Of course, fiscal policy alone cannot unlock this potential. Supportive monetary policy, consistent macroeconomic stability, and credible governance will be equally critical. If executed well, these initiatives could gradually reduce pressure on public borrowing while accelerating technology transfer and job-creating investments. Delivering on these will see Dr. Wagle’s appetite for reorienting and restructuring the economy as he means it.
Structural vulnerabilities and the test of execution
Despite an optimistic outlook on the budget, it nonetheless continues to expose our structural vulnerabilities – mostly those emerging from the ever-existing need to rely on sizeable deficit.

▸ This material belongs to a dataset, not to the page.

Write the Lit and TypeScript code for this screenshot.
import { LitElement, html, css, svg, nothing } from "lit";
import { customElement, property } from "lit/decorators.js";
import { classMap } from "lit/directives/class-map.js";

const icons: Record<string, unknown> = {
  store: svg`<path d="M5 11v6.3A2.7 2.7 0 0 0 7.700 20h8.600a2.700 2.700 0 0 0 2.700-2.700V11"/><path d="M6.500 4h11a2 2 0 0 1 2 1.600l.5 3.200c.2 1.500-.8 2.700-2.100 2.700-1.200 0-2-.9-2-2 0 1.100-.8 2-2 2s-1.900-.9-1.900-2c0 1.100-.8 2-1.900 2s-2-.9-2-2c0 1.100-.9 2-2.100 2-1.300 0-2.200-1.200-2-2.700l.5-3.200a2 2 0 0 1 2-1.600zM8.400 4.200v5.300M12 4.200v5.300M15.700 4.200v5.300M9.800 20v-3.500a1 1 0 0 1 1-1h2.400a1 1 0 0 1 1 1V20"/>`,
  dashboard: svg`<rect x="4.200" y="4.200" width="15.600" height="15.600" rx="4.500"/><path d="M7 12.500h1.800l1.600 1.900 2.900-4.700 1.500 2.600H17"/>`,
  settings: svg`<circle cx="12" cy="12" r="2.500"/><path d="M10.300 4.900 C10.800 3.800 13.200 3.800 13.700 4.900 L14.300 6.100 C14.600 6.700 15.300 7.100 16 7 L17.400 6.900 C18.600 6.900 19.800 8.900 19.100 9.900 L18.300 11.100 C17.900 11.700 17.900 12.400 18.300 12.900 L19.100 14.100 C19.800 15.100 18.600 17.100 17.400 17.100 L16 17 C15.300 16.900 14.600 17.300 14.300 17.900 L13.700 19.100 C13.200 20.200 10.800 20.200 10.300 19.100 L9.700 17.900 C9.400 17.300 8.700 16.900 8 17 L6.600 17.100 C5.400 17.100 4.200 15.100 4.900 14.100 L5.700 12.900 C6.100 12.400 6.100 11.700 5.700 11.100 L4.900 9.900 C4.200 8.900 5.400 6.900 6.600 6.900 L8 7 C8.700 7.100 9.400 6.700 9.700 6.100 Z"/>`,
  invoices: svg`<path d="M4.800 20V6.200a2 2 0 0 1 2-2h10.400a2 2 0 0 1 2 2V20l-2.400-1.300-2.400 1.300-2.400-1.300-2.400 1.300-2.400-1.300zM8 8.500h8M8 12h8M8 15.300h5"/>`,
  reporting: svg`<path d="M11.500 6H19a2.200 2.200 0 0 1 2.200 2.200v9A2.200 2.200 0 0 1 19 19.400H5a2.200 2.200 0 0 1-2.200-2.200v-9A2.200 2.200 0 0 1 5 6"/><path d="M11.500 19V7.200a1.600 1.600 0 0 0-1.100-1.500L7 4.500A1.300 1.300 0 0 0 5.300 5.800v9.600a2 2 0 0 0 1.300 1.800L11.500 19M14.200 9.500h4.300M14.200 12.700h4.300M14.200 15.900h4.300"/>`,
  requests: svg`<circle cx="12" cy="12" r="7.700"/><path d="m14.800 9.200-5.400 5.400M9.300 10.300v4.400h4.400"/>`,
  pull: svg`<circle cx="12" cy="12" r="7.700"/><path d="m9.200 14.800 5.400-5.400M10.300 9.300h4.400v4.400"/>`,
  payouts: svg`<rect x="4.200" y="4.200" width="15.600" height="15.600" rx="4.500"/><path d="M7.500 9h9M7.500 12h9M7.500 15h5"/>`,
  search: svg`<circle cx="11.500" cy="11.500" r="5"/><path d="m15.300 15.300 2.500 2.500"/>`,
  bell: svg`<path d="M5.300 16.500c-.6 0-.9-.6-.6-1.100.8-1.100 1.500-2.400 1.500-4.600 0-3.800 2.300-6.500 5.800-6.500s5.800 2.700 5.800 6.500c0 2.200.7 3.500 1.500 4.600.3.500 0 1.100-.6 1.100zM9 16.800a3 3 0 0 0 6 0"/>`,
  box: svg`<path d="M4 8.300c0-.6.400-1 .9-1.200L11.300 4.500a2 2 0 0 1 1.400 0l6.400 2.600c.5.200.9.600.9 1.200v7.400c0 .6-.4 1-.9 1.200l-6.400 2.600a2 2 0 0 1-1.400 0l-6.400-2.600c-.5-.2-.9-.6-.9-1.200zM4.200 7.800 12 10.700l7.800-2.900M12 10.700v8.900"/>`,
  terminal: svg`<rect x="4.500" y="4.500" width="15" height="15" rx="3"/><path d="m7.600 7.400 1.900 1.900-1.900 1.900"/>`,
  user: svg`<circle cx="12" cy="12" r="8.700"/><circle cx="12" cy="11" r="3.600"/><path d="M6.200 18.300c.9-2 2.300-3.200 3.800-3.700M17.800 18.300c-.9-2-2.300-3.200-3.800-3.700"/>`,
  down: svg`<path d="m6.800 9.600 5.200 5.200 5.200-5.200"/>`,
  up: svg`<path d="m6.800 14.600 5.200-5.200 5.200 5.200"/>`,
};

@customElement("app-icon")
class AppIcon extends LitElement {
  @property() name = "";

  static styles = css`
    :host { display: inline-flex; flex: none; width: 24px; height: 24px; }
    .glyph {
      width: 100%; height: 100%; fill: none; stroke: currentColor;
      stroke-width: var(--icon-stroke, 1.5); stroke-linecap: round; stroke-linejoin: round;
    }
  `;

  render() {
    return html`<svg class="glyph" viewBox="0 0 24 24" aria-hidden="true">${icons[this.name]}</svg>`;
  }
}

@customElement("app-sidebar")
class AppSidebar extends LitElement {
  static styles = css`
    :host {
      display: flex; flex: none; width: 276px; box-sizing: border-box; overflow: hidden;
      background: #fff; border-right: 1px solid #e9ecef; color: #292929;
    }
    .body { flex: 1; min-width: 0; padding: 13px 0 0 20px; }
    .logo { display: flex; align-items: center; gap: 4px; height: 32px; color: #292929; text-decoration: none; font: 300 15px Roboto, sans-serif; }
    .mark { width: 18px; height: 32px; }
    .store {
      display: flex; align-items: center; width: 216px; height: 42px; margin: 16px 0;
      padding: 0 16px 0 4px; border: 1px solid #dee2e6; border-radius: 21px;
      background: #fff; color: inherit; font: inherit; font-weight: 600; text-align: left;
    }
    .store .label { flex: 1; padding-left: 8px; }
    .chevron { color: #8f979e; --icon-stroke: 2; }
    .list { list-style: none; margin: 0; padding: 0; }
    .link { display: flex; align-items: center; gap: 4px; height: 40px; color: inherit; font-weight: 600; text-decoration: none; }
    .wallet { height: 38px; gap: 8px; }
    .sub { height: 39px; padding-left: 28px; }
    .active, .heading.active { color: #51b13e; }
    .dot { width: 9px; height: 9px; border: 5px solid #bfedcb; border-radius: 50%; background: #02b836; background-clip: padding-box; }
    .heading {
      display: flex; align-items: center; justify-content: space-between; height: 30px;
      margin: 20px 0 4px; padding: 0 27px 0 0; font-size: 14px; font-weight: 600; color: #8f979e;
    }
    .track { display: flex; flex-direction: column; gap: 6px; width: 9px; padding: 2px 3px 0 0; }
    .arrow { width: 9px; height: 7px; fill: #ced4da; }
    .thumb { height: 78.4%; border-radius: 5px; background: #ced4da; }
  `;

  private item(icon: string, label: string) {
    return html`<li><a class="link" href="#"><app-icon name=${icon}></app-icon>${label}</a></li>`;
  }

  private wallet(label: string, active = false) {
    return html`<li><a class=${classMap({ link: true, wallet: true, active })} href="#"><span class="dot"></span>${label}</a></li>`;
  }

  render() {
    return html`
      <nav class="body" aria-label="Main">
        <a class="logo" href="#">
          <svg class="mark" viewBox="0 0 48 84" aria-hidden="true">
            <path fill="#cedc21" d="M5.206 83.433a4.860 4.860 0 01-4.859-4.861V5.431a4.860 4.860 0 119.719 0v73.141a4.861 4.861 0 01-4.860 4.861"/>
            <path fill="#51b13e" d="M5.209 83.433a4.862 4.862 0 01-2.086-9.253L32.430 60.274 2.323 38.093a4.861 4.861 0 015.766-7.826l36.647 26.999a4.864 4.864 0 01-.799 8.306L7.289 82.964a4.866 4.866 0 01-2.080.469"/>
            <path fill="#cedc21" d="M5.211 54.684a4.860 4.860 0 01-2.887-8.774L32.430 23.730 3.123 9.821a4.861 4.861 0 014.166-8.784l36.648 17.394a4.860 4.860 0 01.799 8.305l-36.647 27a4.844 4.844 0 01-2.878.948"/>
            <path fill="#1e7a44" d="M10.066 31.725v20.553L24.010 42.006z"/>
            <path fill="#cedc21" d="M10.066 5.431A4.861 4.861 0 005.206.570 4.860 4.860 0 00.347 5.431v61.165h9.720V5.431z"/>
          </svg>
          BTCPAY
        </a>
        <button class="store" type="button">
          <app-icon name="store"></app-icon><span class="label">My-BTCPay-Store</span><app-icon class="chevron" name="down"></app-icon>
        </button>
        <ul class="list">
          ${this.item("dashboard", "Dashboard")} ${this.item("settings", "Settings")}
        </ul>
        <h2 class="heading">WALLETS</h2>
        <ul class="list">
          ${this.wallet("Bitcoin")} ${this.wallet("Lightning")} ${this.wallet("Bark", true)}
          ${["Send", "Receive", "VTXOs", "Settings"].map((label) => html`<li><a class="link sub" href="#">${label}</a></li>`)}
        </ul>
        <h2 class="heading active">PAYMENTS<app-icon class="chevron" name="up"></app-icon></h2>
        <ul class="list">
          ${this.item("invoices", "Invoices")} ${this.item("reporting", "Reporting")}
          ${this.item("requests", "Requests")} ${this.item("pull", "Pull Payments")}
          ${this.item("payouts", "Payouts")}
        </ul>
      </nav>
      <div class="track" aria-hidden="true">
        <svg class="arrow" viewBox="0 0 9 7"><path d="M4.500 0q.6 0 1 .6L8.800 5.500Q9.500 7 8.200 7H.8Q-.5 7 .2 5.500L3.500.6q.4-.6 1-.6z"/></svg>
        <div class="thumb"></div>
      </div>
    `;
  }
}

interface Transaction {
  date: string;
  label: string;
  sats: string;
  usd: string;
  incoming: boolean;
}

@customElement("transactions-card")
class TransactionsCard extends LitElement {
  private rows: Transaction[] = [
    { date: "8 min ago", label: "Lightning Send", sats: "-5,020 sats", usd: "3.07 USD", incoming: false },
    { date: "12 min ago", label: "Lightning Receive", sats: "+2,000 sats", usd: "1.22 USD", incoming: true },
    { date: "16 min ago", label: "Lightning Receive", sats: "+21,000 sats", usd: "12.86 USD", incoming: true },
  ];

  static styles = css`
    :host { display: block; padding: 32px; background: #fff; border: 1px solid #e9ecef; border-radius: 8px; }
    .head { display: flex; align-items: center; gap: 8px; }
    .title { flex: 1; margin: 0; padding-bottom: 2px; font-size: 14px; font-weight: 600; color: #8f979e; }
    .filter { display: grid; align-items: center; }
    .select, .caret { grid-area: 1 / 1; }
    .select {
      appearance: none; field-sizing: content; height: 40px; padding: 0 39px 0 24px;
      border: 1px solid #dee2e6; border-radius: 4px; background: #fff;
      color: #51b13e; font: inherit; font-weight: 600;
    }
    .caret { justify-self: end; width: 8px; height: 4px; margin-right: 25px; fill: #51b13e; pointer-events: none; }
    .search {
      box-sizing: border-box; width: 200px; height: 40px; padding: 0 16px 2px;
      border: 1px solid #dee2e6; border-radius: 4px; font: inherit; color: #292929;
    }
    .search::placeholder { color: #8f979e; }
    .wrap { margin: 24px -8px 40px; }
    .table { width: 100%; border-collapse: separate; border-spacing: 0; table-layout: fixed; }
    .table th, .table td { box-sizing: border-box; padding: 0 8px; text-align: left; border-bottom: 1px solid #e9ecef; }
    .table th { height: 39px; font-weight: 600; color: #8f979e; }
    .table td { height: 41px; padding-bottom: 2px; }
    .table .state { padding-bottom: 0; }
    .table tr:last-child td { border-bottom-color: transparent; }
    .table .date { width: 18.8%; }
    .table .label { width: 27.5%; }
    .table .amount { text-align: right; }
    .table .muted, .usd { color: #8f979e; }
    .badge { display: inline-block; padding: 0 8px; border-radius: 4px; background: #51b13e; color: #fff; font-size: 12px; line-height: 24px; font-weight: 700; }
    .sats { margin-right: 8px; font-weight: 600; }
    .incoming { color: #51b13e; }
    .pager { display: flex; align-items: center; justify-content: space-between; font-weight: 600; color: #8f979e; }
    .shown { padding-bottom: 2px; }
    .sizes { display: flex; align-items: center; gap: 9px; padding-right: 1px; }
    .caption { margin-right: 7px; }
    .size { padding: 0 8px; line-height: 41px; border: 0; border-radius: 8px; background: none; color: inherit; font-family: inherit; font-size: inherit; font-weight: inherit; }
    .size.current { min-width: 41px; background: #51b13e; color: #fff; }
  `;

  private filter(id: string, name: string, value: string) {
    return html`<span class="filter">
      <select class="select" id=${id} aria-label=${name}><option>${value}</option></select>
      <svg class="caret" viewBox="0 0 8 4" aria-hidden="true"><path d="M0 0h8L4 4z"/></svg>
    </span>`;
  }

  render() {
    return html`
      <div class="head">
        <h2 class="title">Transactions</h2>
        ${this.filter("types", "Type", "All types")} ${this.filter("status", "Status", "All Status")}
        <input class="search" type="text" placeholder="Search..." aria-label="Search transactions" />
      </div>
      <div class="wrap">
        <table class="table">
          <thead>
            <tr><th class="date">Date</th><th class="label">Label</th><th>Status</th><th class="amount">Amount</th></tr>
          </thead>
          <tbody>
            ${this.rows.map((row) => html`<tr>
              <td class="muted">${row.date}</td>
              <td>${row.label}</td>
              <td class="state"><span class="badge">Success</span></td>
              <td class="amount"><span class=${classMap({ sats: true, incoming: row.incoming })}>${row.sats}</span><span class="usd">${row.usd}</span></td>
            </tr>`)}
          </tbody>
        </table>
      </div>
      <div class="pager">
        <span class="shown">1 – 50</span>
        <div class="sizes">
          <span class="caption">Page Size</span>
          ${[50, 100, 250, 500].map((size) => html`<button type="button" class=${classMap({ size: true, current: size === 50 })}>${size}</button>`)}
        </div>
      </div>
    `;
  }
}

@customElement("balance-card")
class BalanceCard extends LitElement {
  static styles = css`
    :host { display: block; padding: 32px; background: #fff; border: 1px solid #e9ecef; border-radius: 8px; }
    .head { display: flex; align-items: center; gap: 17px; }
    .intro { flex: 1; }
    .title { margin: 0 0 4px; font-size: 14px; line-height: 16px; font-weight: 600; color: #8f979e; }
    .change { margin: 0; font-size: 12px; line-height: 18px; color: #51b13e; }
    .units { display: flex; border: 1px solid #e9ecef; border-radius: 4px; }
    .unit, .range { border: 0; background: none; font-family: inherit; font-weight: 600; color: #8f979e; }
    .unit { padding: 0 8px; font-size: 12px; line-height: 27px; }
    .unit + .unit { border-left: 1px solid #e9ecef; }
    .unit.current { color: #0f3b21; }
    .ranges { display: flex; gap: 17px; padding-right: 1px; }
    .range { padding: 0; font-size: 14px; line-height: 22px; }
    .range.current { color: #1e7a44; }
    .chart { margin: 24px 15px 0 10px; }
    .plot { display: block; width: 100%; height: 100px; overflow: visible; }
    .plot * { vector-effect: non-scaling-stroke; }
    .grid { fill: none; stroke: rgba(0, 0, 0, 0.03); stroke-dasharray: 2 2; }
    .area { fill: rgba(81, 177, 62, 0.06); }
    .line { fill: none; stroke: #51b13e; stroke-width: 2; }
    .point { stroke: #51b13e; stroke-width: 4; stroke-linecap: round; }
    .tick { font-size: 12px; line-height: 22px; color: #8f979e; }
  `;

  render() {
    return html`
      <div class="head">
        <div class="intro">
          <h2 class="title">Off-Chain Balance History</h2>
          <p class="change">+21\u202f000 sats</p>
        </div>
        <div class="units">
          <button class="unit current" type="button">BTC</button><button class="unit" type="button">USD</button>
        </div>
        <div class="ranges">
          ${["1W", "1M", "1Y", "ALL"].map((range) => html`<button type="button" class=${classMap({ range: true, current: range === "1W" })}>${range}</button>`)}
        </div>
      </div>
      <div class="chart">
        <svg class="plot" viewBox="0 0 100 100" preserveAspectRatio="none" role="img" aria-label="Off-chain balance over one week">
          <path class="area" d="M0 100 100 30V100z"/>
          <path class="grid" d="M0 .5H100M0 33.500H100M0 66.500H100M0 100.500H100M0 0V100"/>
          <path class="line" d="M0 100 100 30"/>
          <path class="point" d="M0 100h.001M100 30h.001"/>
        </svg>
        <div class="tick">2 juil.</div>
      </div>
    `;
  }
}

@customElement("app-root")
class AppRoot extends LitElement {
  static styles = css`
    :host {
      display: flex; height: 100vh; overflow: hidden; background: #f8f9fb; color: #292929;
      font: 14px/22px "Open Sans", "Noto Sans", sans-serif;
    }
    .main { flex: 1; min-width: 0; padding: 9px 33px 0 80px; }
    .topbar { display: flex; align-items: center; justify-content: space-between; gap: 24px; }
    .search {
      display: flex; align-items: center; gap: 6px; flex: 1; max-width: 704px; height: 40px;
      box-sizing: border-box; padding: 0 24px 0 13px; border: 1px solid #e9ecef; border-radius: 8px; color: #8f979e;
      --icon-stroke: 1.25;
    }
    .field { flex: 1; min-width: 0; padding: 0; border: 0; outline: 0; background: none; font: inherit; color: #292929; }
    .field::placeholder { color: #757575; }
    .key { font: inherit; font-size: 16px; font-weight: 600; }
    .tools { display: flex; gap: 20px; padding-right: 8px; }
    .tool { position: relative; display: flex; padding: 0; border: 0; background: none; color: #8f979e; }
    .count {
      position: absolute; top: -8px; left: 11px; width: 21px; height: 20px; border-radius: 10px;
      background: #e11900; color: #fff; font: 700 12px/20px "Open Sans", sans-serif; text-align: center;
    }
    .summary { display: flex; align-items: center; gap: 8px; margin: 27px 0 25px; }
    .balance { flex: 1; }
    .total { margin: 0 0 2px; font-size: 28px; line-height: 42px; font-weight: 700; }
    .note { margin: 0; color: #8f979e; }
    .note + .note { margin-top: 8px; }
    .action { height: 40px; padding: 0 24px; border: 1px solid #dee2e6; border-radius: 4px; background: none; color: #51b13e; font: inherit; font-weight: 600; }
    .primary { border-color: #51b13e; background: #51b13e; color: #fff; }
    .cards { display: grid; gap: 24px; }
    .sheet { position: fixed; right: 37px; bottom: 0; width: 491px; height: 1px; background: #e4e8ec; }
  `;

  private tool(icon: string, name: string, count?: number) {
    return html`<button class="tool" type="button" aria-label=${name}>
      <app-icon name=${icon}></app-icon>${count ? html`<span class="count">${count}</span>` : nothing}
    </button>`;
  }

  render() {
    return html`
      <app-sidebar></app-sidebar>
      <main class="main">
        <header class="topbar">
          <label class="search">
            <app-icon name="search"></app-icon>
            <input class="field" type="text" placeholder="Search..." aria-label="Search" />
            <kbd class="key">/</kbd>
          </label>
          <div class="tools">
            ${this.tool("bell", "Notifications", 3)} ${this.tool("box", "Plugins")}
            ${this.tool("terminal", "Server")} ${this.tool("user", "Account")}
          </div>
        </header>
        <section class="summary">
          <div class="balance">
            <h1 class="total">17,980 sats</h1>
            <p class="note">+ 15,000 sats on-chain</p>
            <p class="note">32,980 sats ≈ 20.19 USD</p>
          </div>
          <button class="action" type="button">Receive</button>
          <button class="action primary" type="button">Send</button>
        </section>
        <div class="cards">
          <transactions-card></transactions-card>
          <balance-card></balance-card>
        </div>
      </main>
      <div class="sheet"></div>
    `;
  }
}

Nepal’s growth has remained subdued for years, and identifying scalable new engines of expansion remains challenging. The budget, therefore, maintains a significant fiscal deficit, with a primary reliance on domestic borrowing to bridge the gap – a continuation of recent trends that underscore persistent revenue constraints.
Indeed, structural transformation cannot be achieved through a single annual budget. With Minister Wagle expected to present several more budgets in this term, the longer-term test will be whether fiscal policy can gradually pivot from debt-financed deficits toward healthier, broader-based public revenue and more productive spending. This will require not only strong revenue administration but also disciplined expenditure prioritisation and improved capital absorption capacity.
Overall, this budget prioritises reform and lays a strong foundation for middle-class expansion and market development. In a deeper sense, it issues a call to the middle class itself: to step forward, engage productively, and help shape Nepal’s political economy. Implementation will determine whether the promise translates into tangible progress. If the government matches ambition with execution discipline, this could mark a genuine turning point.